- The Washington Times - Wednesday, June 10, 2020

Roger Stone was not pleased to learn Tuesday that CNN has won an award for its coverage of the predawn raid of his home and arrest from the White House Correspondents Association.

Stone, President Trump’s convicted former campaign adviser, ripped both CNN and the WHCA in a series of social media postings for the network receiving accolades for its reporting.

He erupted on Instagram after CNN’s coverage of his arrest resulted in the network winning an annual award given by the group of White House reporters for breaking broadcast news.

Posting from his account on the platform, Stone called the WHCA the “fake news society” and “a bunch of elitist jerks who have no interest whatsoever in reporting facts or truth.”

He also alleged that CNN was illegally leaked details about the raid before it happened and therefore committed a crime by reporting on it.

“The White House correspondents association is giving CNN an award for their coverage of the Gestapo style raid on my home by the FBI,” Stone posted. “Since the leaking of the governments plan to execute a search warrant for my home which was executed at the same time as the warrant for my arrest is a felony, CNN is being awarded for criminal activity.”

“The idea that CNN arrived at my home 14 minutes before the FBI came to arrest me for fabricated process crimes based on a ’journalistic hunch’ is total bulls—t,” he said in another post.

The WHCA declined to comment on Stone’s remarks, and CNN did not immediately return a message seeking its reaction.

Stone, who briefly served on Mr.
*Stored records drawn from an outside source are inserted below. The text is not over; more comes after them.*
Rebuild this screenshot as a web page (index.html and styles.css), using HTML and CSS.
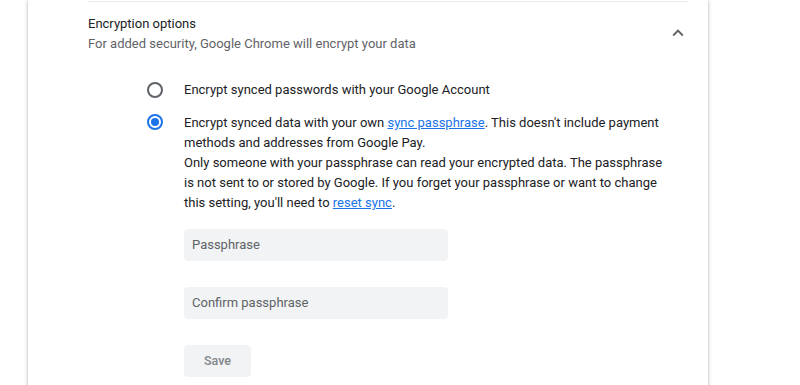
FILE: index.html
```html
<!DOCTYPE html>
<html>
<head>
<meta charset="utf-8">
<link rel="stylesheet" href="styles.css">
</head>
<body>
<div class="page">
  <div class="card">
    <div class="section">
      <div class="header">
        <div class="header-text">
          <div class="title">Encryption options</div>
          <div class="subtitle">For added security, Google Chrome will encrypt your data</div>
        </div>
        <svg class="chevron" viewBox="0 0 24 24" width="22" height="22"><path d="M12 8l-6 6 1.41 1.41L12 10.83l4.59 4.58L18 14z" fill="#5f6368"/></svg>
      </div>
      <div class="options">
        <div class="option first">
          <span class="radio"></span>
          <div class="label">Encrypt synced passwords with your Google Account</div>
        </div>
        <div class="option">
          <span class="radio checked"></span>
          <div class="label">Encrypt synced data with your own <a class="link">sync passphrase</a>. This doesn't include payment methods and addresses from Google Pay.<br>Only someone with your passphrase can read your encrypted data. The passphrase is not sent to or stored by Google. If you forget your passphrase or want to change this setting, you'll need to <a class="link">reset sync</a>.</div>
        </div>
        <div class="form">
          <div class="input">Passphrase</div>
          <div class="input">Confirm passphrase</div>
          <div class="button">Save</div>
        </div>
      </div>
    </div>
  </div>
</div>
</body>
</html>
```

FILE: styles.css
```css
html, body {
  margin: 0;
  padding: 0;
  background: #ffffff;
  font-family: Roboto, "Noto Sans", sans-serif;
  font-size: 13px;
  color: #202124;
}
.page {
  padding-left: 28px;
  height: 385px;
  overflow: hidden;
}
.card {
  width: 680px;
  height: 400px;
  background: #ffffff;
  box-shadow: 0 1px 2px 0 rgba(60,64,67,0.3), 0 1px 4px 1px rgba(60,64,67,0.15);
  padding-top: 1px;
  box-sizing: border-box;
}
.section {
  margin: 0 20px 0 60px;
  border-top: 1px solid #e8eaed;
}
.header {
  display: flex;
  align-items: center;
  height: 64px;
}
.header-text {
  flex: 1;
  line-height: 20px;
}
.title {
  color: #202124;
}
.subtitle {
  color: #5f6368;
}
.chevron {
  display: block;
  margin-right: -1px;
  margin-bottom: 2px;
}
.options {
  padding-left: 59px;
  padding-top: 14px;
}
.option {
  display: flex;
  align-items: flex-start;
  line-height: 20px;
  padding-right: 20px;
}
.option.first {
  margin-bottom: 13px;
}
.radio {
  flex: none;
  width: 16px;
  height: 16px;
  box-sizing: border-box;
  border: 2px solid #5f6368;
  border-radius: 50%;
  margin-top: 2px;
  margin-right: 21px;
  position: relative;
}
.radio.checked {
  border-color: #1a73e8;
  margin-top: 1px;
}
.radio.checked::after {
  content: "";
  position: absolute;
  left: 2px;
  top: 2px;
  width: 8px;
  height: 8px;
  border-radius: 50%;
  background: #1a73e8;
}
.label {
  flex: 1;
  color: #202124;
}
.link {
  color: #1a73e8;
  text-decoration: underline;
}
.form {
  padding-left: 37px;
  padding-top: 16px;
  display: flex;
  flex-direction: column;
  align-items: flex-start;
  gap: 26px;
}
.input {
  width: 264px;
  height: 32px;
  box-sizing: border-box;
  background: #f1f3f4;
  border-radius: 4px;
  padding-left: 8px;
  line-height: 32px;
  color: #5f6368;
}
.button {
  width: 67px;
  height: 32px;
  box-sizing: border-box;
  background: #f1f3f4;
  border-radius: 4px;
  line-height: 32px;
  text-align: center;
  font-weight: 500;
  color: #80868b;
  font-size: 12.5px;
}
```
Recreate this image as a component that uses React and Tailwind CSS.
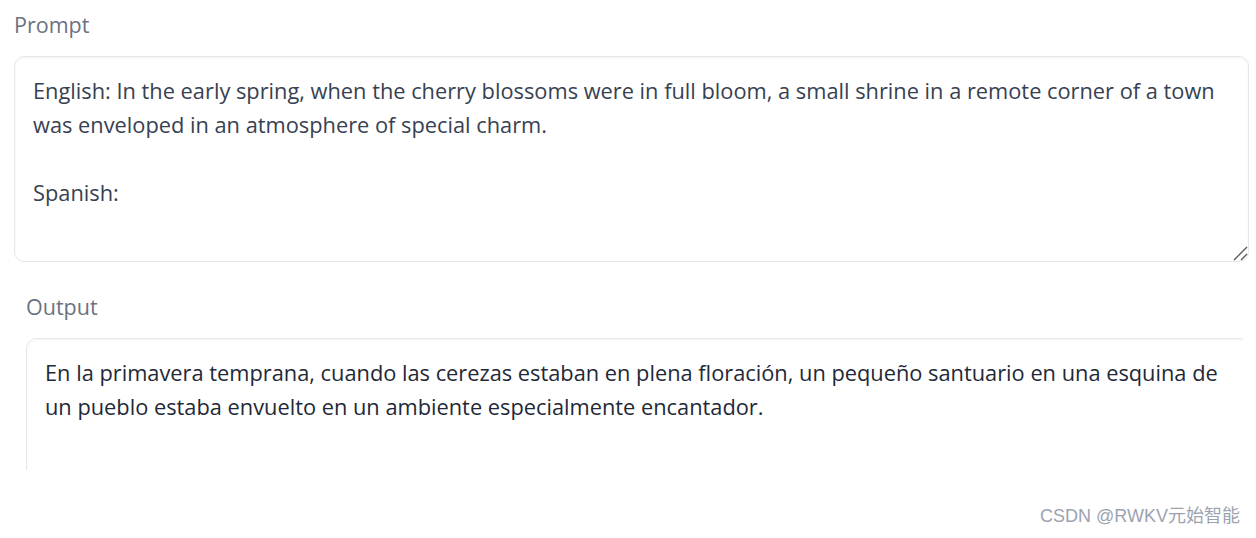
import React from 'react';

const promptText =
  'English: In the early spring, when the cherry blossoms were in full bloom, a small shrine in a remote corner of a town\nwas enveloped in an atmosphere of special charm.\n\nSpanish:';

function App() {
  return (
    <div className="relative h-[538px] w-full overflow-hidden bg-white font-['Open_Sans',sans-serif]">
      <div className="pl-[14px] pr-[7px] pt-[10px]">
        <div className="text-[21.5px] leading-[30px] text-[#6b7280]">Prompt</div>
        <div className="relative mt-[16px]">
          <textarea
            readOnly
            wrap="off"
            value={promptText}
            className="block h-[206px] w-full resize-none overflow-hidden rounded-[10px] border border-[#e5e7eb] px-[18px] pt-[17px] text-[21.8px] leading-[34px] text-[#374151] shadow-[inset_0_1px_3px_rgba(0,0,0,0.05)] outline-none font-['Open_Sans',sans-serif]"
          />
          {/* resize grip */}
          <svg className="absolute bottom-[1px] right-[1px]" width="16" height="16" viewBox="0 0 16 16">
            <path d="M2 15 L15 2" stroke="#555" strokeWidth="1.3" />
            <path d="M9 15 L15 9" stroke="#555" strokeWidth="1.3" />
          </svg>
        </div>
      </div>

      <div className="pl-[26px] pr-[13px] pt-[30px]">
        <div className="text-[21.5px] leading-[30px] text-[#6b7280]">Output</div>
        <div className="mt-[16px] h-[132px] overflow-hidden">
          <div className="h-[200px] w-[calc(100%+20px)] rounded-[10px] border border-[#e5e7eb] px-[18px] pt-[17px] text-[21.8px] leading-[34px] text-[#1f2937] shadow-[inset_0_1px_3px_rgba(0,0,0,0.05)]">
            <div className="whitespace-nowrap">
              En la primavera temprana, cuando las cerezas estaban en plena floración, un pequeño santuario en una esquina de
            </div>
            <div className="whitespace-nowrap">
              un pueblo estaba envuelto en un ambiente especialmente encantador.
            </div>
          </div>
        </div>
      </div>

      <div className="absolute bottom-[8px] right-[16px] text-[18px] text-[#9ca3af] font-['Liberation_Sans','Noto_Sans_CJK_SC',sans-serif]">
        CSDN @RWKV元始智能
      </div>
    </div>
  );
}

export default App;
Trump’s presidential election campaign, was arrested by FBI agents at his Florida home on the morning of January 25, 2019, and charged with seven counts of obstruction, perjury and witness tampering related to the government’s investigation into Russian involvement in the race. He was later found guilty of all counts and sentenced to spend more than three years in federal prison, and he recently said he intends to start serving his sentence later this month.

CNN had a crew near Stone’s residence when the raid unfolded and was the first and only network to capture the longtime Republican strategist being hauled away from his home. The WHCA announced earlier Tuesday that it had accordingly won the network this year’s Merriman Smith Memorial Award for Excellence in Presidential News Coverage Under Deadline for Broadcast.

“CNN’s viewers saw the raid unfold in real time, the product of a team or reporters, producers and photojournalists tracking the investigation over months, connecting the dots and scooping the rest of the press corps,” the judges who determined this year’s recipient of the award said in a statement.

Stone, 67, has long maintained that CNN was leaked information about his arrest before it happened, reiterating to The Washington Times in an email sent after this article was originally published that he believes the network received an “illegal tip” that resulted in the TV crew being outside him home before his “over the top” arrest occurred.

The federal judge who oversaw Stone’s criminal case has previously ruled that no evidence has been offered in court to substantiate that claim.

“The whole Russia team thought maybe something was happening,” CNN producer David Shortell previously said about being outside Stone’s home at the time of his arrest, adding that there had been “some unusual grand jury activity” hours earlier and “other signs” of movement.